A growing brush fire near Gorman on Wednesday evening produced an apparent “fire tornado,” footage captured by a television news helicopter showed.
The video, from KTLA-TV Channel 5, shows a swirling vortex of flames and a rising column of smoke. A firefighting helicopter is seen making a water drop on the inferno.
Firefighters were dispatched around 4:07 p.m. to the Sam fire near West Lancaster and Old Ridge Route roads, according to the Los Angeles County Fire Department.
At the time, the blaze was estimated to be 4 acres, firefighters said.
Authorities soon upgraded the incident to a second-alarm brush fire.
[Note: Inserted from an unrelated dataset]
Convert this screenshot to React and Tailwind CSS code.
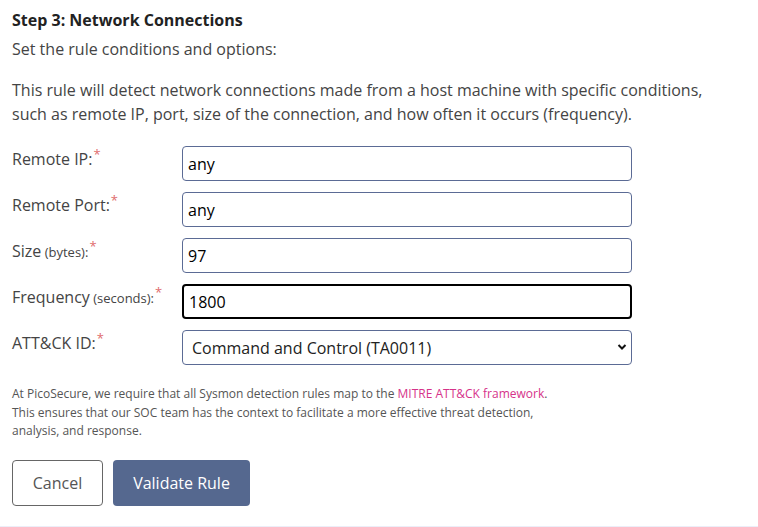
import { useState } from "react";

const fields = [
  { id: "ip", label: "Remote IP:", value: "any" },
  { id: "port", label: "Remote Port:", value: "any" },
  { id: "size", label: "Size", unit: "(bytes)", value: "97" },
  { id: "freq", label: "Frequency", unit: "(seconds)", value: "1800", focused: true },
];

function Label({ text, unit }) {
  return (
    <label className="w-[170px] shrink-0 pt-[1px] text-[16px] leading-[24px] text-[#444]">
      {text}
      {unit && <span className="text-[13px]"> {unit}:</span>}
      <span className="relative -top-[6px] ml-[1px] text-[13px] text-[#e06c6c]">*</span>
    </label>
  );
}

export default function App() {
  const [values, setValues] = useState(
    Object.fromEntries(fields.map((f) => [f.id, f.value]))
  );

  return (
    <main
      className="min-h-[527px] w-[758px] bg-white"
      style={{ fontFamily: '"Open Sans", sans-serif' }}
    >
      <div className="border-b border-[#eceef8] px-3 pt-2 pb-5">
        <h2 className="text-[16px] font-bold leading-[24px] text-[#222]">
          Step 3: Network Connections
        </h2>
        <p className="mt-[5px] text-[16px] leading-[24px] text-[#444]">
          Set the rule conditions and options:
        </p>
        <p className="mt-[17px] max-w-[695px] text-[16px] leading-[24px] text-[#444]">
          This rule will detect network connections made from a host machine with specific conditions,
          such as remote IP, port, size of the connection, and how often it occurs (frequency).
        </p>

        <div className="mt-[20px] flex flex-col gap-[11px]">
          {fields.map((f) => (
            <div key={f.id} className="flex items-start">
              <Label text={f.label} unit={f.unit} />
              <input
                value={values[f.id]}
                onChange={(e) => setValues({ ...values, [f.id]: e.target.value })}
                className={`h-[35px] w-[450px] rounded-[4px] px-[5px] text-[16px] text-black outline-none ${
                  f.focused
                    ? "border-2 border-black"
                    : "border border-[#5b6b95]"
                }`}
              />
            </div>
          ))}
          <div className="flex items-start">
            <Label text="ATT&CK ID:" />
            <div className="relative h-[35px] w-[450px]">
              <select className="h-full w-full appearance-none rounded-[4px] border border-[#5b6b95] bg-white px-[9px] text-[16px] text-[#222] outline-none">
                <option>Command and Control (TA0011)</option>
              </select>
              <svg
                className="pointer-events-none absolute right-[5px] top-[13px]"
                width="10"
                height="8"
                viewBox="0 0 10 8"
              >
                <path d="M1.5 2 L5 5.5 L8.5 2" fill="none" stroke="#111" strokeWidth="2" />
              </svg>
            </div>
          </div>
        </div>

        <p className="mt-[20px] text-[12px] leading-[18.5px] text-[#555]">
          At PicoSecure, we require that all Sysmon detection rules map to the{" "}
          <a href="#" className="text-[#d6338a]">MITRE ATT&amp;CK framework</a>.
          <br />
          This ensures that our SOC team has the context to facilitate a more effective threat detection,
          <br />
          analysis, and response.
        </p>

        <div className="mt-[19px] flex gap-[10px]">
          <button className="h-[46px] w-[91px] rounded-[4px] border border-[#666] bg-white text-[16px] text-[#555]">
            Cancel
          </button>
          <button className="h-[46px] w-[137px] rounded-[4px] bg-[#55688f] text-[16px] text-white">
            Validate Rule
          </button>
        </div>
      </div>
    </main>
  );
}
The fire whirl, sometimes called a fire tornado, and short-range spotting were the result of “dry, receptive fuels and erratic winds from intense surface heating,” the Fire Department’s Air Operations Section said in a tweet.
A fire whirl is generated when hot air surges upward and begins to spin. As it spirals, it can collect ash, smoke and embers and form a tight, spinning vortex.
More than 200 personnel were assigned to the fire, and crews were “making good progress,” according to a 5:16 p.m. tweet by the Fire Department.
The fire was being held at 150 acres, according to an update from the Fire Department shortly after 7 p.m. No structures were threatened, the L.A. County Sheriff’s Department’s Santa Clarita Valley station tweeted.
Further updates were not immediately available from authorities.